From much and varied observation and experiment in reference to the performances of Planchette, and of kindred phenomena, now extending over a period of about twenty years, I here record my denial, in the most emphatic manner, that electricity or magnetism, properly so called, has anything to do with the mystery at all, and call for the proof that it has. That a certain psycho-dynamic agency closely allied to, and in some of its modifications perhaps identical with, Reichenbach’s “Od,” or odylic force, may have some mediatorial part to play in the affair, I do not dispute, nor yet, for the present, do I affirm. But though this agency has sometimes been identified with what, for the want of a better term, has been called “animal magnetism,” it has yet to be proved, I believe, that there are any of the properties of the magnet, or of magnetism, about it, even so much as would suffice to attract the most comminuted iron filings. It is remarkable that the assertion or hypothesis that electricity or magnetism is concerned in the production of the phenomena in question, has never yet had an origin in any high scientific authority. This is accounted for by the fact that those who are properly acquainted with this agency, and who have the proper apparatus at their command, can demonstrate the truth or falsity of such a hypothesis with the greatest ease. For an experiment, place your Planchette upon a plate of glass, or some other non-conducting substance. Attach to it a common pith-ball electrometer, and then let your medium place his hands upon the board. If electricity equal to the force even of a small fraction of a grain passes from the medium to the board, the pith ball, to that extent, will be deflected from its position. By means of the Torsion Balance electrometer, invented by Coulomb, the presence of almost the smallest conceivable fraction of a grain of electrical force in your Planchette or your table might be detected; and with these delicate tests within reach, tell us not that the movements in question are caused by electricity till you have proved it positively and beyond all dispute.

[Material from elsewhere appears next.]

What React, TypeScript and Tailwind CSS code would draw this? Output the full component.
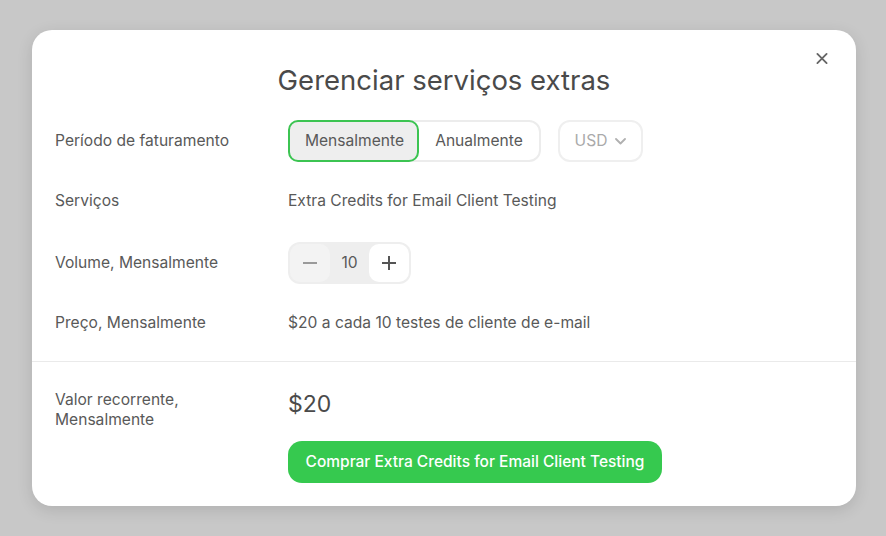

In the discussion of this electrical theory we have occupied more space than we originally intended, but we have thought it might be for the interest of true science to exhibit, once for all, this ridiculous and yet very popular fallacy, in its true light.

THIRD—THE DEVIL THEORY.

This theory, which appears to have many advocates, is well set forth in the following excerpts from an article published in the Philadelphia Universe, a Catholic organ:

“Neither the sight of the eye, nor the touch of the hand, can discover the spring by which Planchette moves. Therefore it is not, in its movements, a toy. It moves—undoubtedly it moves. And how? Intelligently! It answers questions of any kind put to it in any language required. It does this. This can not be done but by intelligence. Well, by what description of intelligence? It can not be supposed that the Divine intelligence is the motive; for how can God be conceived to make such a manifestation of himself as Planchette exhibits?

“A corresponding reason cuts off the idea that it is presided over by an angelic intelligence; and it is evident to all that a human mind does not control it. There is but one more character of intelligence—that of evil spirits. Therefore Planchette is moved by the agents of hell.... But why should the devil connect himself with Planchette?... We suppose that the experienced scoundrel is ready to do anything human wickedness may ask him when souls are the price of the condescension. But his reasons for particular manifestations are of small importance here. Facts are facts, and the point is, that Planchette is not a toy, that it is moved by an intelligence, and that the intelligence that moves it is necessarily evil. We would therefore advise all who have a Planchette to build for it a special fire of pitch and brimstone.... No one has a right to consult the enemy of God. They who do so are in danger of becoming worshipers of the devil, and of dwelling with him for ever.”